begin

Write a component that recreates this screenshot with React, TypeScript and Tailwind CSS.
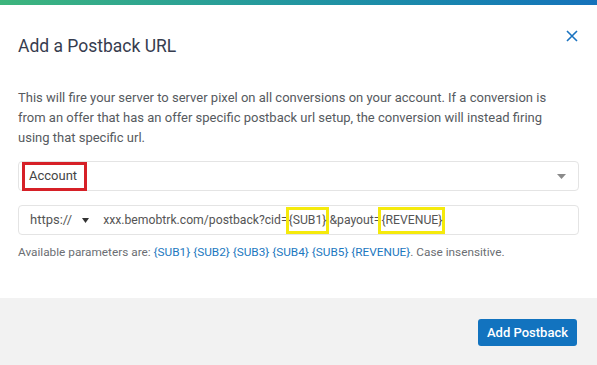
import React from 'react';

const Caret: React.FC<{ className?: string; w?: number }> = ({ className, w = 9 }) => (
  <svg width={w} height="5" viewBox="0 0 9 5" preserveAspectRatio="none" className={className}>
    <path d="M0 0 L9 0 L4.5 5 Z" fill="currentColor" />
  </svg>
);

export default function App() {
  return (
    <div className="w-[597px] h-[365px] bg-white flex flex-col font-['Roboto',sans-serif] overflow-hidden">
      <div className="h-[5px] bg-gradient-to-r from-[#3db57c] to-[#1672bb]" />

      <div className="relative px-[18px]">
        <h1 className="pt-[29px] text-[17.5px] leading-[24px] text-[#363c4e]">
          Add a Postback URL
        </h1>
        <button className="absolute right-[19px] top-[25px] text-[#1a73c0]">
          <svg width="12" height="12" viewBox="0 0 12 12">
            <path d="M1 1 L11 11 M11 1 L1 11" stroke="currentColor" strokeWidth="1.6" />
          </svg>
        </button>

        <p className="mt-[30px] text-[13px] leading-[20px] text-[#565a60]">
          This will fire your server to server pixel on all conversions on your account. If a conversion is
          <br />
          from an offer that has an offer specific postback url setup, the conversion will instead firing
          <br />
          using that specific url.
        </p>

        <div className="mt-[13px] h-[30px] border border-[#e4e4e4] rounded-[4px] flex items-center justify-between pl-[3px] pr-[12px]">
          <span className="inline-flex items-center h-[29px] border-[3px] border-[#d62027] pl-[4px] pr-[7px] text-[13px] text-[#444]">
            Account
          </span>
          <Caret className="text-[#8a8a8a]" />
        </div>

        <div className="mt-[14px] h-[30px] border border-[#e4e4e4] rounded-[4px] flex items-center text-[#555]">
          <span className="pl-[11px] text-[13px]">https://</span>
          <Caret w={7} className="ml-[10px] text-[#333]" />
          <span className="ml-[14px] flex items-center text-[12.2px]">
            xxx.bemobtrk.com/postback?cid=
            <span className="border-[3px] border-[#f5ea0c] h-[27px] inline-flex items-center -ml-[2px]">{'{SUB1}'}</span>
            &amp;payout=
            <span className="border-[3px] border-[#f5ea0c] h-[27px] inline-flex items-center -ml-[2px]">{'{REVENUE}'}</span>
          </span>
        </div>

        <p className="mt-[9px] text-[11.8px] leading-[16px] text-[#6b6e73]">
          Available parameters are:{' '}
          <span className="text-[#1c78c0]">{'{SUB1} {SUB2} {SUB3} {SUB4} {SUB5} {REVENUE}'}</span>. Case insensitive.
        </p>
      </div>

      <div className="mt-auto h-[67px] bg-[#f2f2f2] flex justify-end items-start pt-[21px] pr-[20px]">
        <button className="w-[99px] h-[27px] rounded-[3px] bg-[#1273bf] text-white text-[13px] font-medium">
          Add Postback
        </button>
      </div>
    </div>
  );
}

end

Given problem:
Without the pictures, return the listing above from its first line through the line that has "import React from 'react';".

Complete answer:
Write a component that recreates this screenshot with React, TypeScript and Tailwind CSS.
import React from 'react';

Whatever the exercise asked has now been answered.